On the road following the election campaign
On the road following the election campaign

Last week, I spent a day on the road following the election campaign and various candidates, and will do the same this week. My colleagues in the Embassy have done likewise. It’s a great way to see politicians up close dealing with real people and their real concerns, before they get pulled back into Sofia power-broking. Of course, I have no vote and am strictly neutral: our job is to work with whomever the Bulgarian people choose on our common interests.

Every politician I have met has told me that Bulgaria has changed after the protests. In the last year, civil society found its voice and the people held their politicians to account. Those same politicians in turn know that their decisions will be scrutinised carefully. They know that it would not take much to bring people back onto the street. There is heightened accountability, particularly in the security sector, after 2013’s hasty restructuring and controversial, short-lived appointment of a new Chairman.

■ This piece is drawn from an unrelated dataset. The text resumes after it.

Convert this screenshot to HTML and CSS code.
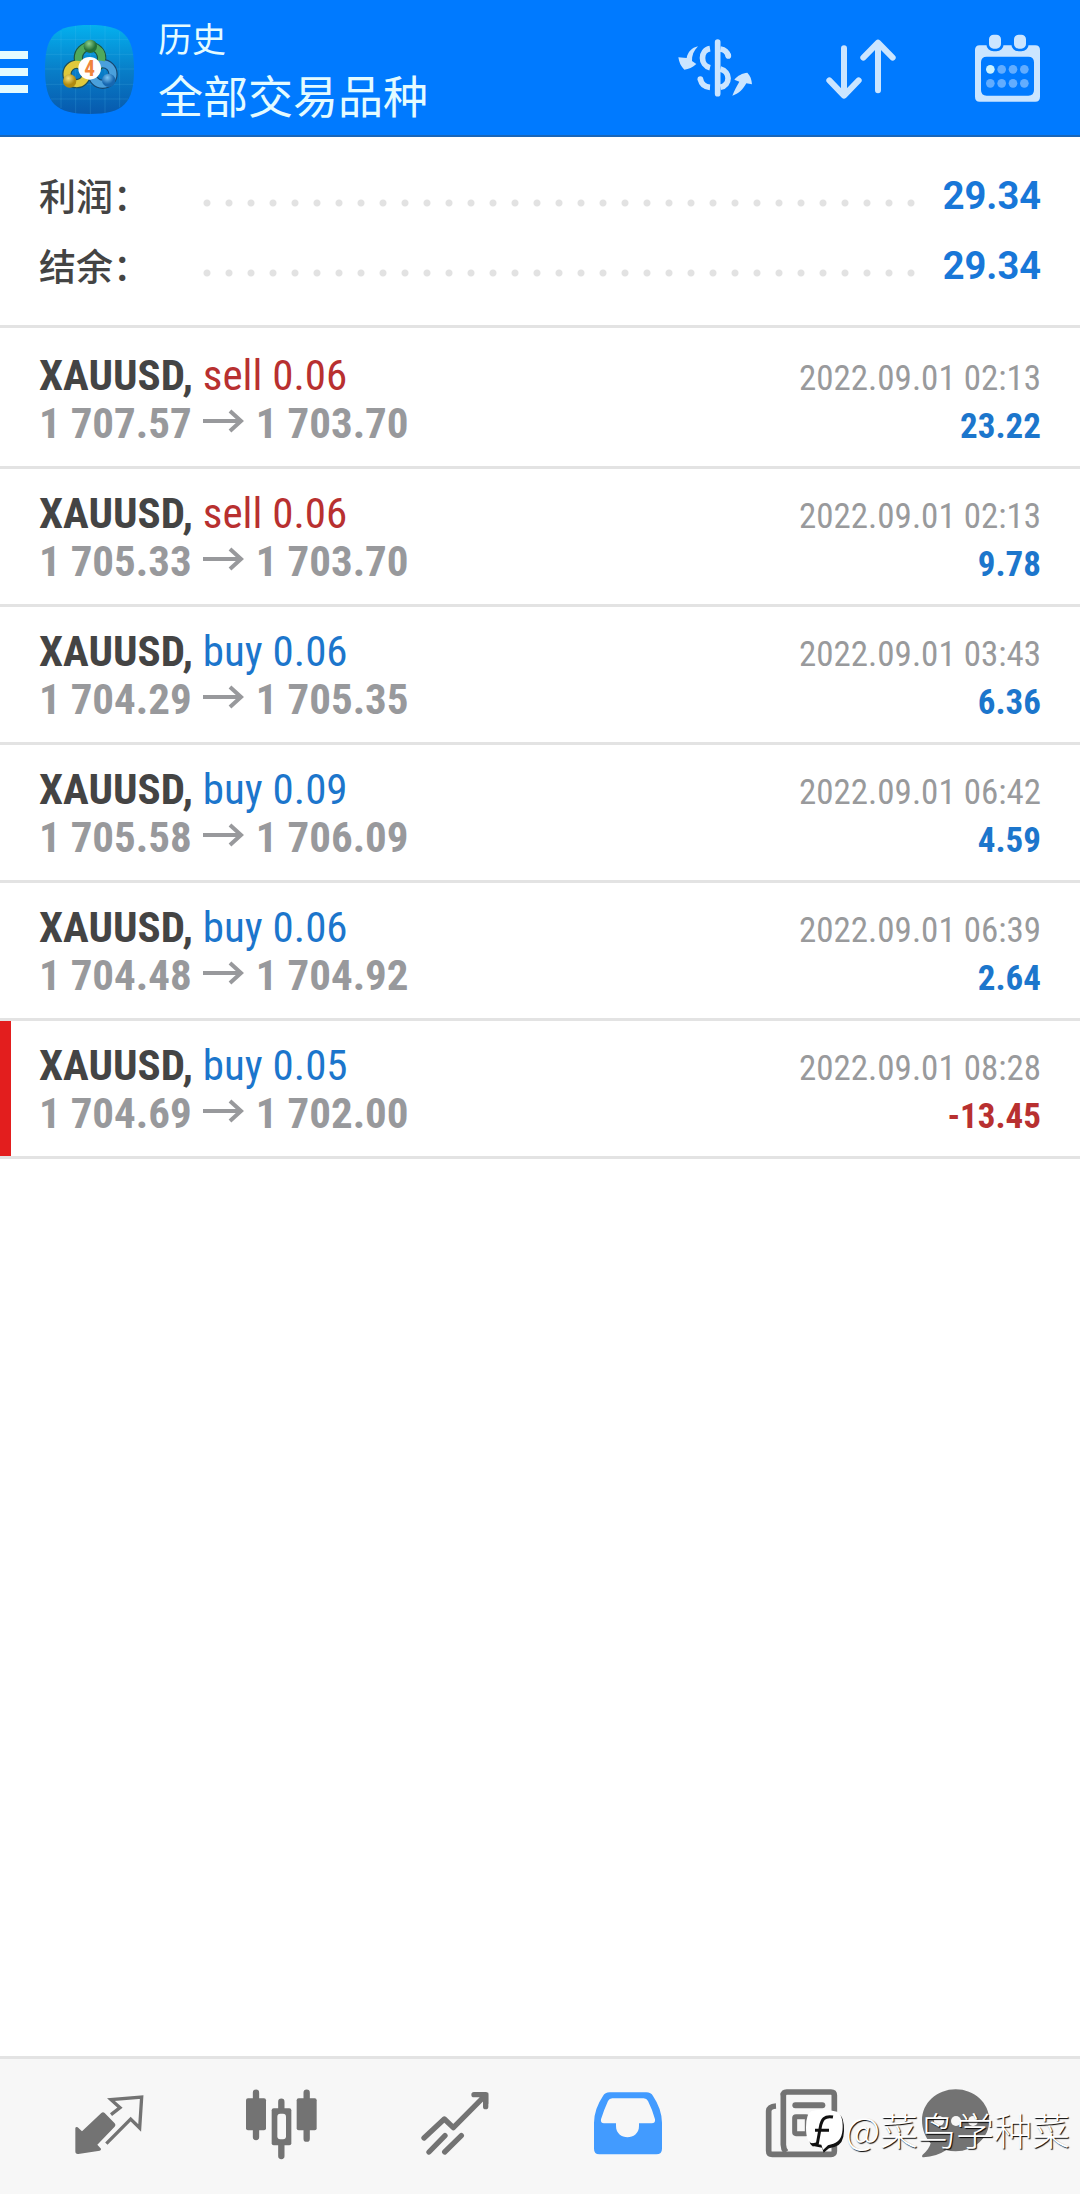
FILE: index.html
```html
<!DOCTYPE html>
<html lang="zh-CN">
<head>
<meta charset="utf-8">
<meta name="viewport" content="width=device-width, initial-scale=1">
<title>历史</title>
<link rel="stylesheet" href="styles.css">
</head>
<body>
<svg class="defs" aria-hidden="true">
  <symbol id="arrow" viewBox="0 0 42 24"><path d="M0 12h38M27 2l11 10-11 10" fill="none" stroke="currentColor" stroke-width="4"/></symbol>
</svg>
<div class="app">
  <header class="topbar">
    <button class="menu" aria-label="菜单"><span></span><span></span><span></span></button>
    <svg class="logo" viewBox="0 0 267 267" aria-hidden="true">
      <defs>
        <linearGradient id="sky" x1="0" y1="0" x2="0" y2="1"><stop offset="0" stop-color="#04b0ee"/><stop offset=".5" stop-color="#087fc9"/><stop offset="1" stop-color="#0759ad"/></linearGradient>
        <radialGradient id="green" cx=".4" cy=".3"><stop offset="0" stop-color="#8fd18c"/><stop offset="1" stop-color="#23713a"/></radialGradient>
        <radialGradient id="gold" cx=".4" cy=".3"><stop offset="0" stop-color="#f6e27a"/><stop offset="1" stop-color="#b08a10"/></radialGradient>
        <radialGradient id="blue" cx=".4" cy=".3"><stop offset="0" stop-color="#7cc4f2"/><stop offset="1" stop-color="#1767b0"/></radialGradient>
      </defs>
      <path d="M134 0C236 0 267 31 267 133S236 267 134 267 0 236 0 133 31 0 134 0Z" fill="url(#sky)"/>
      <path d="M48 18v231M92 2v263M136 0v267M180 2v263M224 20v227M18 44h231M2 88h263M0 132h267M2 178h263M18 222h231" stroke="#5cc4f0" stroke-opacity=".28" stroke-width="2"/>
      <g fill="none" stroke-width="28">
        <circle cx="95" cy="147" r="29" stroke="#1d4e58"/><circle cx="173" cy="147" r="31" stroke="#17466e"/><circle cx="135" cy="99" r="35" stroke="#1d5640"/>
      </g>
      <g fill="none" stroke-width="21">
        <circle cx="135" cy="99" r="35" stroke="#4fa95c"/><circle cx="173" cy="147" r="31" stroke="#4aa0dc"/><circle cx="95" cy="147" r="29" stroke="#dfc93c"/>
      </g>
      <path d="M162 76a35 35 0 0 1 7 31" fill="none" stroke="#4fa95c" stroke-width="21"/>
      <circle cx="136" cy="64" r="20" fill="url(#green)"/>
      <circle cx="74" cy="168" r="20" fill="url(#gold)"/>
      <circle cx="191" cy="166" r="20" fill="url(#blue)"/>
      <circle cx="134" cy="130" r="34" fill="#fff"/>
      <text class="logo-digit" x="134" y="153" text-anchor="middle">4</text>
    </svg>
    <div class="titles">
      <h1>历史</h1>
      <p>全部交易品种</p>
    </div>
    <div class="actions">
      <button aria-label="交易品种">
        <svg viewBox="81 58 288 288">
          <g fill="none" stroke="#cbe5ff" stroke-width="17">
            <path d="M233 124v155" stroke-linecap="round"/>
            <path d="M210 144c-30 5-30 50 0 57M181 235c3 15 14 24 29 25M241 145c13 2 21 9 24 21" />
            <path d="M265 165v1M181 235v0" stroke-linecap="round"/>
            <path d="M241 205c31 8 31 48 0 55"/>
          </g>
          <path d="M174 137c-19 4-31 18-34 35l-25-2c2 15 8 28 18 37 13-1 25-7 36-17l-13-9c-1-15 5-31 18-44Z" fill="#cbe5ff"/>
          <path d="M277 285c5-14 14-30 21-42l-15-6c10-12 24-20 39-21 9 9 13 20 14 35l-17-3c-9 17-23 32-42 37Z" fill="#cbe5ff"/>
        </svg>
      </button>
      <button aria-label="排序">
        <svg viewBox="519 58 288 288"><path d="M612 143v141M568 239l44 46 44-46M714 269V127M670 171l44-45 44 45" fill="none" stroke="#cbe5ff" stroke-width="18" stroke-linecap="round" stroke-linejoin="round"/></svg>
      </button>
      <button aria-label="日期">
        <svg viewBox="957 58 288 288">
          <path fill="#cbe5ff" fill-rule="evenodd" d="M1019 134h167q14 0 14 14v140q0 15-14 15h-167q-14 0-14-15V148q0-14 14-14ZM1040 168q-17 0-17 17v83q0 17 17 17h125q17 0 17-17v-83q0-17-17-17Z"/>
          <g fill="#cbe5ff" stroke="#007aff" stroke-width="8"><rect x="1043" y="98" width="44" height="50" rx="18"/><rect x="1118" y="98" width="44" height="50" rx="18"/></g>
          <g fill="#62adff"><circle cx="1085" cy="206" r="13"/><circle cx="1119" cy="206" r="13"/><circle cx="1153" cy="206" r="13"/><circle cx="1051" cy="248" r="13"/><circle cx="1085" cy="248" r="13"/><circle cx="1119" cy="248" r="13"/><circle cx="1153" cy="248" r="13"/></g>
          <circle cx="1051" cy="206" r="13" fill="#cbf2ff"/>
        </svg>
      </button>
    </div>
  </header>

  <main>
    <dl class="summary">
      <div><dt>利润：</dt><dd>29.34</dd></div>
      <div><dt>结余：</dt><dd>29.34</dd></div>
    </dl>
    <ul class="deals">
      <li>
        <div class="line"><span class="name"><b>XAUUSD,</b> <span class="sell">sell 0.06</span></span><time>2022.09.01 02:13</time></div>
        <div class="line"><span class="prices">1 707.57<svg><use href="#arrow"/></svg>1 703.70</span><span class="profit">23.22</span></div>
      </li>
      <li>
        <div class="line"><span class="name"><b>XAUUSD,</b> <span class="sell">sell 0.06</span></span><time>2022.09.01 02:13</time></div>
        <div class="line"><span class="prices">1 705.33<svg><use href="#arrow"/></svg>1 703.70</span><span class="profit">9.78</span></div>
      </li>
      <li>
        <div class="line"><span class="name"><b>XAUUSD,</b> <span class="buy">buy 0.06</span></span><time>2022.09.01 03:43</time></div>
        <div class="line"><span class="prices">1 704.29<svg><use href="#arrow"/></svg>1 705.35</span><span class="profit">6.36</span></div>
      </li>
      <li>
        <div class="line"><span class="name"><b>XAUUSD,</b> <span class="buy">buy 0.09</span></span><time>2022.09.01 06:42</time></div>
        <div class="line"><span class="prices">1 705.58<svg><use href="#arrow"/></svg>1 706.09</span><span class="profit">4.59</span></div>
      </li>
      <li>
        <div class="line"><span class="name"><b>XAUUSD,</b> <span class="buy">buy 0.06</span></span><time>2022.09.01 06:39</time></div>
        <div class="line"><span class="prices">1 704.48<svg><use href="#arrow"/></svg>1 704.92</span><span class="profit">2.64</span></div>
      </li>
      <li class="stopped">
        <div class="line"><span class="name"><b>XAUUSD,</b> <span class="buy">buy 0.05</span></span><time>2022.09.01 08:28</time></div>
        <div class="line"><span class="prices">1 704.69<svg><use href="#arrow"/></svg>1 702.00</span><span class="profit loss">-13.45</span></div>
      </li>
    </ul>
  </main>

  <nav class="tabs">
    <a href="#quotes" aria-label="行情">
      <svg viewBox="178 116 288 288">
        <path d="M302 221q5-4 10 0l30 31q5 5 0 10l-52 54 11 12q1 5-4 6l-64 10q-9 1-9-8v-70q2-5 7-2l13 12Z" fill="#737373"/>
        <path d="M331 226l27-21-27-24 92-8-6 93-27-27-73 74" fill="none" stroke="#737373" stroke-width="10"/>
      </svg>
    </a>
    <a href="#charts" aria-label="图表">
      <svg viewBox="698 116 288 288">
        <path d="M767 160v133M919 160v138M843 187v25M843 314v36" stroke="#737373" stroke-width="19" stroke-linecap="round"/>
        <rect x="737" y="177" width="60" height="96" rx="6" fill="#737373"/>
        <rect x="889" y="177" width="60" height="96" rx="6" fill="#737373"/>
        <rect x="814" y="207" width="59" height="111" rx="6" fill="#737373"/>
        <rect x="831" y="223" width="26" height="77" rx="9" fill="#f7f7f7"/>
      </svg>
    </a>
    <a href="#trade" aria-label="交易">
      <svg viewBox="136 116 288 288">
        <path d="M190 296l61-57 27 26 96-97M340 166h35v36M205 338l48-49M252 338l50-49" fill="none" stroke="#737373" stroke-width="16" stroke-linecap="round" stroke-linejoin="round"/>
        <path d="M350 160h33v34Z" fill="#737373"/>
      </svg>
    </a>
    <a href="#history" aria-label="历史" aria-current="page">
      <svg viewBox="656 116 288 288">
        <path fill="#429bff" fill-rule="evenodd" d="M748 159h110q14 0 20 11 26 38 27 80v78q0 17-17 17H717q-16 0-16-17v-78q1-42 27-80 6-11 20-11ZM756 177q-9 0-13 8-12 26-21 55-2 12 9 12h36v8c0 45 69 45 69 0v-8h38q12 0 10-12-7-27-21-55-4-8-13-8Z"/>
      </svg>
    </a>
    <a href="#news" aria-label="新闻">
      <svg viewBox="94 116 288 288">
        <g fill="none" stroke="#737373">
          <path d="M188 168q0-10 10-10h133q10 0 10 10v167q0 10-10 10H155q-11 0-11-11V215q1-14 22-15" stroke-width="17"/>
          <path d="M188 160v156q0 12 8 22" stroke-width="17"/>
          <path d="M224 198h81" stroke-width="18" stroke-linecap="round"/>
          <rect x="222" y="232" width="38" height="51" rx="4" stroke-width="15"/>
          <path d="M285 232h26M285 256h26M285 280h26" stroke-width="13" stroke-linecap="round"/>
        </g>
      </svg>
    </a>
    <a href="#chat" aria-label="消息">
      <svg viewBox="613 116 288 288">
        <path d="M705 150c56 0 101 41 101 93s-45 93-101 93q-15 0-28-4-30 20-68 22-8-1-3-8 19-15 24-34c-16-17-26-42-26-69 0-52 45-93 101-93Z" fill="#737373"/>
        <g fill="#f7f7f7"><circle cx="655" cy="245" r="15"/><circle cx="706" cy="245" r="15"/><circle cx="757" cy="245" r="15"/></g>
      </svg>
    </a>
  </nav>

  <div class="watermark">
    <svg viewBox="240 222 120 132" aria-hidden="true">
      <path d="M266 234q38-12 76 4 16 10 15 50-1 40-27 47l-18 5-16 13-5-15-30-6q-12-6-10-50 0-40 15-48Z" fill="#111"/>
      <path d="M260 228q38-9 76 2 18 10 17 46 0 42-28 50l-16 5-15 14-5-16-28-4q-18-4-18-48 0-42 17-49Z" fill="#fff"/>
      <path d="M324 246c-26-5-34 8-38 30l-9 50-15 4M270 286h42" fill="none" stroke="#111" stroke-width="9"/>
    </svg>
    <span>@菜鸟学种菜</span>
  </div>
</div>
</body>
</html>
```
FILE: styles.css
```css
* { box-sizing: border-box; margin: 0; padding: 0; }

body {
  background: #fff;
  color: #444;
  font-family: "Roboto Condensed", Roboto, "Noto Sans CJK SC", sans-serif;
}

button { border: 0; background: none; font: inherit; color: inherit; }
ul { list-style: none; }
.defs { display: none; }

.app {
  position: relative;
  display: flex;
  flex-direction: column;
  min-height: 100vh;
}

main { flex: 1; }

/* Top bar */
.topbar {
  display: flex;
  align-items: center;
  background: #007aff;
  border-bottom: 2px solid #1a66b8;
  color: #e4fbff;
  font-family: "Noto Sans CJK SC", sans-serif;
}

.menu {
  display: flex;
  flex-direction: column;
  gap: 9px;
  width: 28px;
  padding-top: 8px;
}

.menu span { height: 8px; background: #e4fbff; }

.logo { width: 89px; height: 89px; margin: 4px 24px 0 17px; }

.logo-digit {
  font: bold 64px "Roboto Condensed", sans-serif;
  fill: #f0853c;
}

.titles { flex: 1; padding: 13px 0 8px; }

.titles h1 { font-size: 34px; font-weight: 400; line-height: 50px; }

.titles p { font-size: 45px; line-height: 64px; }

.actions { display: flex; }

.actions button {
  display: flex;
  justify-content: center;
  width: 146px;
}

.actions svg { width: 96px; height: 96px; }

/* Totals */
.summary {
  padding: 23px 39px 25px;
  border-bottom: 3px solid #e3e3e3;
}

.summary div {
  display: flex;
  line-height: 70px;
}

.summary dt {
  width: 157px;
  font-family: "Noto Sans CJK SC", sans-serif;
  font-size: 37px;
  font-weight: 500;
}

.summary dd {
  display: flex;
  flex: 1;
  color: #1877d8;
  font: bold 38px/72px Roboto, sans-serif;
  height: 70px;
}

.summary dd::before {
  content: "";
  flex: 1;
  margin-right: 20px;
  background: radial-gradient(circle, #e2e2e2 3px, transparent 4px) 0 39px / 22px 8px repeat-x;
}

/* Deal list */
.deals { padding-top: 3px; }

.deals li {
  padding: 20px 39px 19px;
  border-bottom: 3px solid #e3e3e3;
}

.deals .stopped {
  background: linear-gradient(#e31e1e, #e31e1e) 0 0 / 11px 100% no-repeat;
}

.line {
  display: flex;
  justify-content: space-between;
  align-items: baseline;
  height: 48px;
  line-height: 48px;
}

.name, .prices { font-size: 43px; }

.prices { color: #98999c; font-weight: 700; }

.prices svg { width: 42px; height: 24px; margin: 0 11px 5px; }

.sell { color: #b83030; }
.buy { color: #1c76cc; }

time { color: #999a9c; font-size: 35px; }

.profit { color: #1c76cc; font-size: 35px; font-weight: 700; }
.loss { color: #b83030; }

/* Bottom tabs */
.tabs {
  display: flex;
  padding: 19px 21px 20px;
  background: #f7f7f7;
  border-top: 3px solid #e3e3e3;
}

.tabs a {
  display: flex;
  flex: 1;
  justify-content: center;
}

.tabs svg { width: 96px; height: 96px; overflow: visible; }

.watermark {
  position: absolute;
  right: 10px;
  bottom: 37px;
  display: flex;
  align-items: center;
  color: #fff;
  font: 300 38px/56px "Noto Sans CJK SC", sans-serif;
  text-shadow: 1px 1px 1px #000;
}

.watermark svg { width: 40px; height: 44px; margin-top: 3px; }
```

Whoever forms Bulgaria’s next government faces some big issues. All agreed that the energy sector needs far-reaching reform. Bulgaria continues to fall behind Romania in the CVM process that monitors the fight against organised crime and corruption. There is an uncertain investment climate.

On these, and other issues, thinking long-term and making difficult reforms will take real political courage. But such big issues cannot just be for the next government: the three biggest parties have all been in government over the last two years and know how hard these issues are to tackle. Political courage is for those in opposition too: it would be in Bulgaria’s interests for there to be a national, political consensus on some of these big issues, as in 1997 on the Currency Board.

Election campaigns are uplifting events, with stirring speeches, thumping music and glitzy sets. But the most uplifting thing about elections is the accessibility of politicians to their electorate and their accountability at the ballot box. If that transparency and accountability were to continue after the elections, we could see a very different relationship between government and people.

The politicians all tell me that Bulgaria has changed; the question is how will they respond?